The study further added that EU policy makers are slated to approve a final renewable energy directive this fall that is expected to reinforce the current legal framework and could facilitate the implementation of the feed-in tariff scheme throughout Europe.
GCC to invest USD 320 billion in energy sector by 2018
Gulf News reported that Gulf Cooperation Council countries are likely to invest more than USD 320 billion by 2018 to develop oil, gas, power and petrochemical projects to meet burgeoning energy demands of their fast expanding economies.
Research shows that most of the energy related investments in the UAE would go towards building new utilities like power plants and cooling plants to meet the growing demands of the construction business.
According to the latest UAE official figures, by 2020, officials expect UAE electricity demand to exceed 40,800 MW based on an annual growth rate of 9% beginning in 2007. At present, almost 85% of the country's 18,000MW power capacity is generated from gas-based plants. The remaining capacity is generated from oil-fired plants. Nearly all of the power generated in Dubai and Abu Dhabi comes from gas fired plants.

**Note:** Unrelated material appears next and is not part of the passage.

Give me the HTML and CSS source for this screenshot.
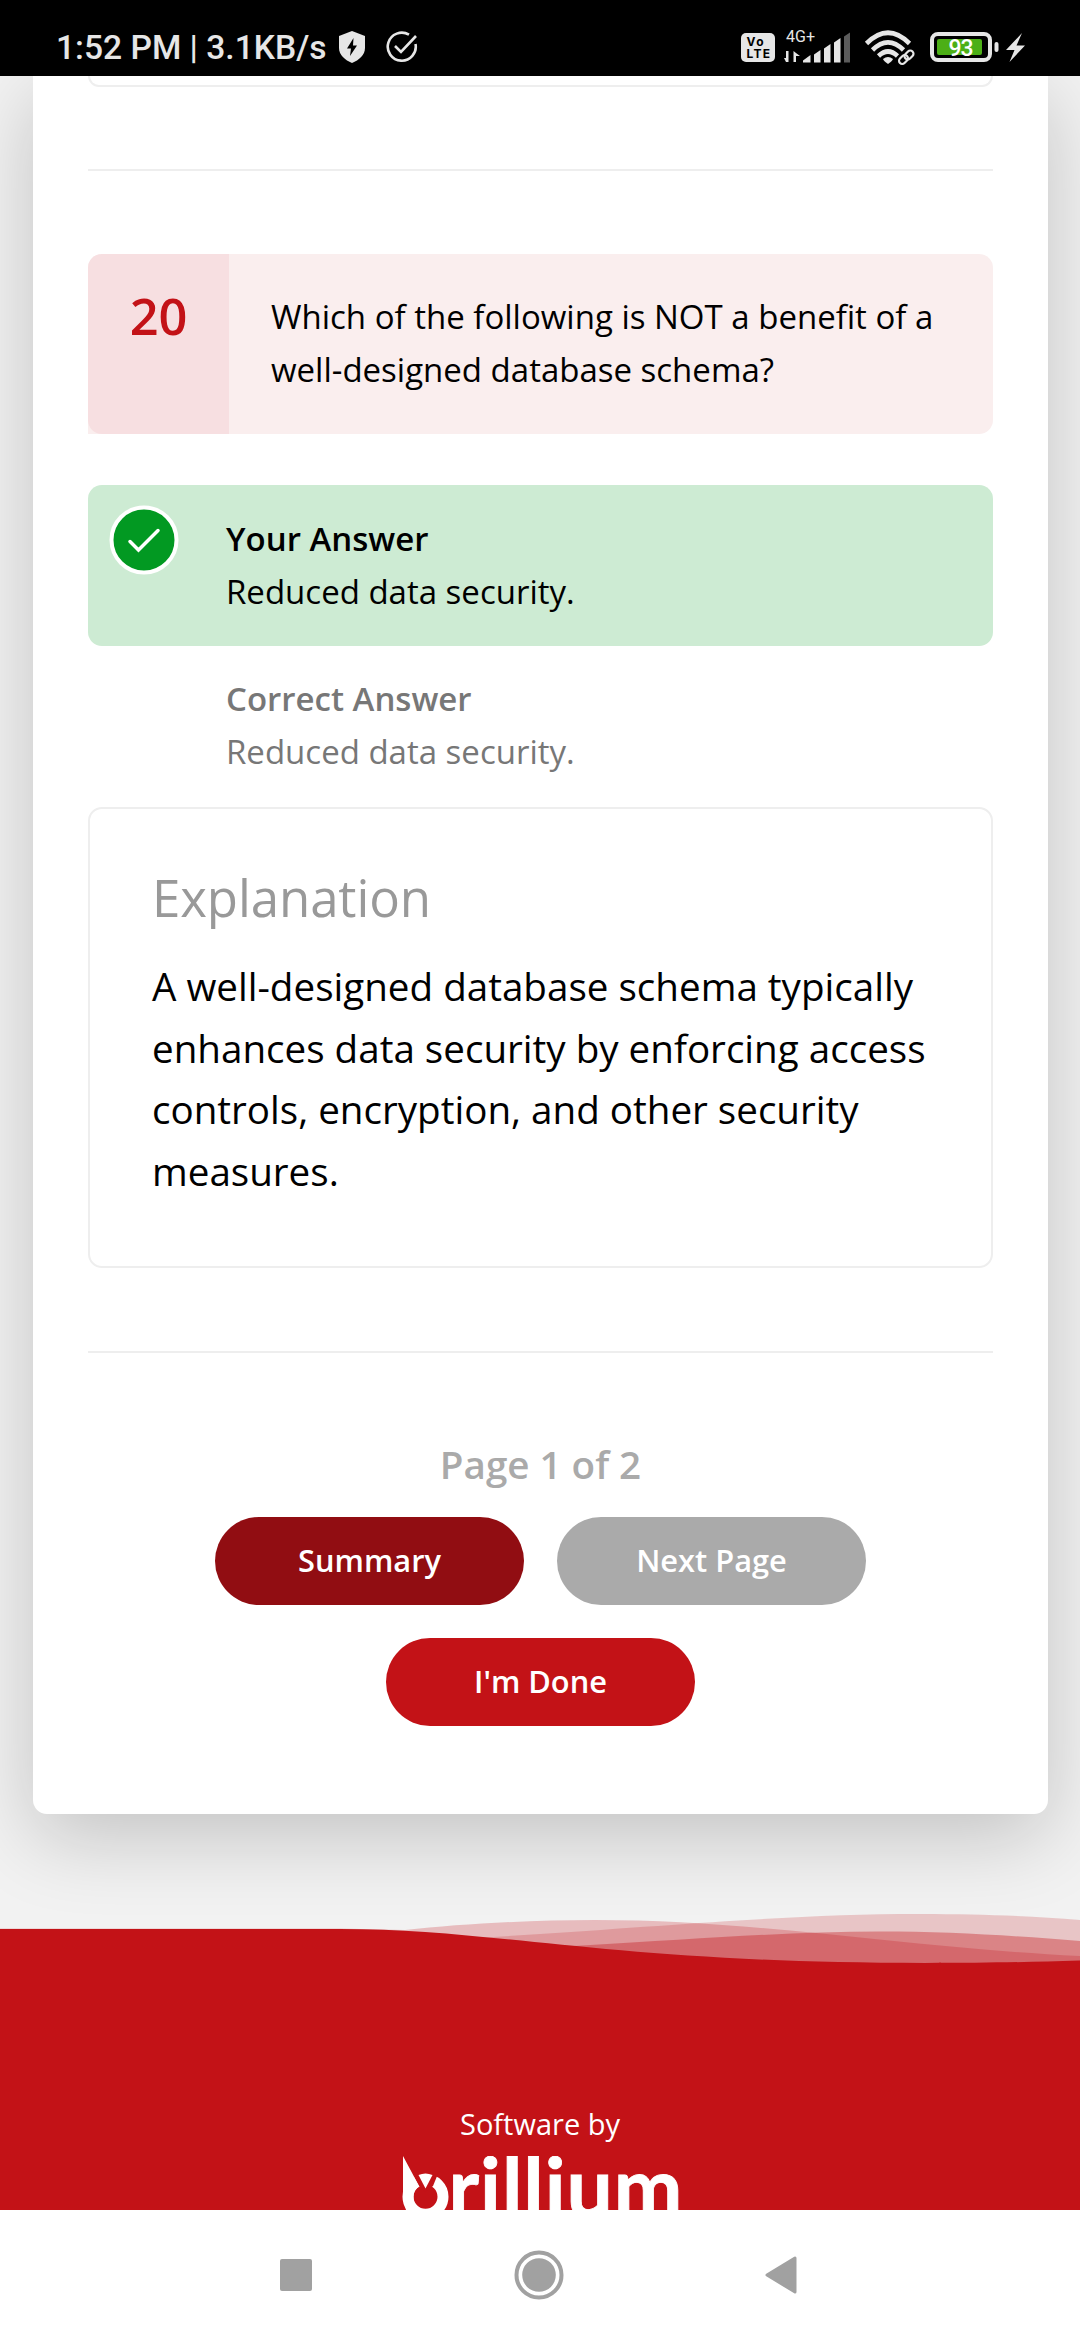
FILE: index.html
```html
<!DOCTYPE html>
<html lang="en">
<head>
<meta charset="utf-8">
<title>Results</title>
<link rel="stylesheet" href="styles.css">
</head>
<body>
<header class="status">
  <span class="clock">1:52 PM | 3.1KB/s</span>
  <svg class="shield" width="28" height="32" viewBox="0 0 28 32"><path d="M14 0 27 5V17C27 24 21 29 14 32 7 29 1 24 1 17V5Z" fill="#e6e6e6"/><path d="M15.5 7 9 17.5H13L12 25 19 14.5H15Z" fill="#000"/></svg>
  <svg class="done" width="32" height="32" viewBox="0 0 32 32" fill="none" stroke="#e6e6e6" stroke-width="2.6"><path d="M23 3.7A14 14 0 1 0 29.5 13"/><path d="m9 15 6 6L30 5"/></svg>
  <svg class="indicators" width="300" height="46" viewBox="0 0 300 46">
    <rect x="6" y="11" width="34" height="29" rx="5" fill="#e6e6e6"/>
    <text class="volte" x="11.5" y="23.600" textLength="17">Vo</text>
    <text class="volte" x="11.5" y="36.300" textLength="23.500">LTE</text>
    <text class="net" x="51" y="20" textLength="29">4G+</text>
    <g fill="#e6e6e6">
      <path d="M53.500 29V40H51L49 36H51V29ZM58.500 40V29L61 31 65 34H61V40ZM68 38.500 75.500 33V40.500H68ZM79 32.500 85.500 28V40.500H79ZM89 26.500 95.500 22V40.500H89ZM99 20.500 105.500 16V40.500H99Z"/>
      <path d="M109 14.500 115 10.500V40.500H109Z" fill="#5c5c5c"/>
    </g>
    <g fill="none" stroke="#e6e6e6" stroke-width="4.600">
      <path d="M131.500 21.500Q153 0 174.500 21.500M137.500 28Q153 12.500 168.500 28M143.500 34Q153 25 162.500 34"/>
    </g>
    <path d="M148 37Q153 33 158 37Q157.500 39 153 42Q148.500 39 148 37Z" fill="#e6e6e6"/>
    <g fill="none" stroke="#000" stroke-width="5"><rect x="-5" y="-3.200" width="10" height="6.400" rx="3.200" transform="translate(168.500 37.500) rotate(-45)"/><rect x="-5" y="-3.200" width="10" height="6.400" rx="3.200" transform="translate(174 33) rotate(-45)"/></g>
    <g fill="none" stroke="#e6e6e6" stroke-width="2.200"><rect x="-5" y="-3.200" width="10" height="6.400" rx="3.200" transform="translate(168.500 37.500) rotate(-45)"/><rect x="-5" y="-3.200" width="10" height="6.400" rx="3.200" transform="translate(174 33) rotate(-45)"/></g>
    <rect x="197" y="12" width="58" height="26" rx="6" fill="none" stroke="#e6e6e6" stroke-width="4"/>
    <rect x="202" y="17" width="45" height="16" rx="2" fill="#4caf16"/>
    <rect x="259.500" y="20" width="4" height="10" rx="2" fill="#e6e6e6"/>
    <text class="level" x="213.500" y="33.500" textLength="25">93</text>
    <path d="M287 11 271 28h8.500L274.500 40 290 23.500h-8.500z" fill="#e6e6e6"/>
  </svg>
</header>
<main class="page">
  <section class="card">
    <div class="prev-box"></div>
    <hr class="rule">
    <div class="question">
      <div class="number">20</div>
      <p class="prompt">Which of the following is NOT a benefit of a well-designed database schema?</p>
    </div>
    <div class="answer answer-right">
      <svg class="tick" width="70" height="70" viewBox="0 0 70 70"><circle cx="35" cy="35" r="32.500" fill="#029922" stroke="#fff" stroke-width="4"/><path d="m21 36.500 8.500 8.500L49 25.500" fill="none" stroke="#fff" stroke-width="3.500" stroke-linecap="round"/></svg>
      <div><strong class="label">Your Answer</strong><p class="text">Reduced data security.</p></div>
    </div>
    <div class="answer answer-key">
      <div><strong class="label">Correct Answer</strong><p class="text">Reduced data security.</p></div>
    </div>
    <article class="explanation">
      <h2 class="heading">Explanation</h2>
      <p class="body">A well-designed database schema typically enhances data security by enforcing access controls, encryption, and other security measures.</p>
    </article>
    <hr class="rule rule-end">
    <div class="pager">Page 1 of 2</div>
    <div class="buttons">
      <button class="btn btn-dark">Summary</button>
      <button class="btn btn-off">Next Page</button>
      <button class="btn">I'm Done</button>
    </div>
  </section>
</main>
<footer class="footer">
  <svg class="wave" width="1080" height="60" viewBox="0 0 1080 60" fill="#c31217">
    <path fill-opacity=".24" d="M0 17.500H340L405 19C460 13 530 9 595 9 760 9 900 36 1080 45V60H0Z"/>
    <path fill-opacity=".2" d="M460 28 540 23C690 13 800 3 920 3 980 3 1030 5 1080 9V60H460Z"/>
    <path fill-opacity=".36" d="M560 36 582 34.500C700 28 790 20.500 880 20.500 950 20.500 1020 25 1080 30V60H560Z"/>
    <path d="M0 18H340C500 18 610 52 925 52 990 52 1030 51 1080 49.500V60H0Z"/>
  </svg>
  <div class="credit">
    <span class="by">Software by</span>
    <svg class="logo" width="280" height="54" viewBox="0 0 280 54">
      <circle cx="25.500" cy="40.700" r="17.500" fill="none" stroke="#fff" stroke-width="11"/>
      <path d="M10 14H39.500L33 30 25.500 36 19 30Z" fill="#c31217"/>
      <path d="M3 0 19.300 30.500Q13.500 34 13.500 40.700L14 54H6L3 42Z" fill="#fff"/>
      <path d="M18.500 19Q25.500 16 32.500 19L25.500 32.500Z" fill="#fff"/>
      <text class="word" x="48.500" y="61" textLength="234">rillium</text>
    </svg>
  </div>
</footer>
<nav class="navbar">
  <svg width="34" height="34" viewBox="0 0 34 34"><rect x="1" y="1" width="32" height="32" rx="2" fill="#a1a1a1"/></svg>
  <svg width="50" height="50" viewBox="0 0 50 50"><circle cx="25" cy="25" r="22.500" fill="none" stroke="#a1a1a1" stroke-width="4"/><circle cx="25" cy="25" r="16.800" fill="#a1a1a1"/></svg>
  <svg width="34" height="38" viewBox="0 0 34 38"><path d="M3 19 31 2V36Z" fill="#a1a1a1" stroke="#a1a1a1" stroke-width="3" stroke-linejoin="round"/></svg>
</nav>
</body>
</html>
```
FILE: styles.css
```css
* { box-sizing: border-box; }
body { margin: 0; width: 1080px; height: 2340px; display: flex; flex-direction: column; overflow: hidden; background: #f2f2f2; color: #000; font-family: "Open Sans", sans-serif; }
p, h2, hr { margin: 0; }
svg { display: block; flex: none; }
.status { flex: none; height: 76px; background: #000; display: flex; align-items: flex-start; position: relative; z-index: 1; }
.clock { width: 337px; padding-left: 56px; margin-top: 28px; font: 500 33.6px/40px Roboto, sans-serif; color: #e6e6e6; white-space: nowrap; flex: none; }
.shield { margin: 31px 0 0 1px; }
.done { margin: 31px 0 0 20px; }
.indicators { margin: 22px 45px 0 auto; }
.volte { font: 700 12px Inter, sans-serif; fill: #000; }
.net { font: 400 16px Roboto, sans-serif; fill: #e6e6e6; }
.level { font: 500 23px Roboto, sans-serif; fill: #fff; }
.page { flex: none; padding: 0 32px 0 33px; }
.card { height: 1738px; padding: 0 55px; background: #fff; border-radius: 0 0 14px 14px; box-shadow: 0 22px 82px rgba(0, 0, 0, .2); }
.prev-box { height: 11px; border: 2px solid #eee; border-top: 0; border-radius: 0 0 14px 14px; }
.rule { height: 2px; border: 0; background: #eee; margin-top: 82px; }
.question { margin-top: 83px; height: 180px; display: flex; background: #faeeee; border-radius: 14px 14px 14px 0; }
.number { width: 141px; padding-top: 27px; text-align: center; background: #f7dfe1; border-radius: 14px 0 0 14px; color: #c31217; font-size: 50.5px; font-weight: 600; line-height: 70px; }
.prompt { padding: 36px 0 0 42px; flex: 1; font-size: 33px; line-height: 53px; }
.answer { height: 161px; padding: 27px 0 0 138px; font-size: 33px; line-height: 53px; position: relative; border-radius: 14px; }
.answer-right { margin-top: 51px; background: #cdebd3; }
.answer-key { padding-top: 26px; color: #777; }
.label { font-weight: 600; }
.tick { position: absolute; left: 21px; top: 20px; }
.explanation { height: 461px; border: 2px solid #eee; border-radius: 14px; padding: 52px 45px 0 62px; }
.heading { font-weight: 400; font-size: 51px; line-height: 72px; letter-spacing: -.1px; color: #999; }
.body { margin-top: 23px; font-size: 38.6px; line-height: 61.7px; }
.rule-end { margin-top: 83px; }
.pager { margin-top: 84px; text-align: center; font-size: 38.6px; line-height: 54px; font-weight: 600; color: #aaa; }
.buttons { margin-top: 26px; display: flex; flex-wrap: wrap; justify-content: center; gap: 33px; }
.btn { width: 309px; height: 88px; border: 0; border-radius: 44px; background: #c31217; color: #fff; font: 600 30.8px/40px "Open Sans", sans-serif; padding: 0 0 3px; }
.btn-dark { background: #910d12; }
.btn-off { background: #aaa; }
.footer { flex: none; height: 299px; margin-top: 97px; position: relative; z-index: 1; overflow: hidden; display: flex; flex-direction: column; }
.wave { height: 60px; }
.credit { flex: 1; background: #c31217; display: flex; flex-direction: column; align-items: center; padding-top: 133px; }
.by { height: 52px; font-size: 29px; line-height: 40px; color: #fff; }
.word { font: 700 82px Lato, sans-serif; fill: #fff; stroke: #fff; stroke-width: .8px; }
.navbar { height: 130px; background: #fff; display: flex; align-items: center; justify-content: space-between; padding: 0 282px 0 279px; position: relative; z-index: 2; }
```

Investment by GCC countries in the chemicals and petrochemicals sector is projected to reach USD 120 billion during the next five years, figures from the Gulf Organization for Industrial Consulting show. GCC petrochemical production contributes nearly 7% of the global petrochemical output at present.
Kate Dourian Middle East Editor of Platts said that any downstream capacity increase will certainly help meet the Middle East's demand growth.”
Mr Dalton Garis associate professor of Economics at Abu Dhabi's Petroleum Institute also said that "The Gulf countries need major upstream, midstream and downstream energy investments to meet their high economic growth targets.”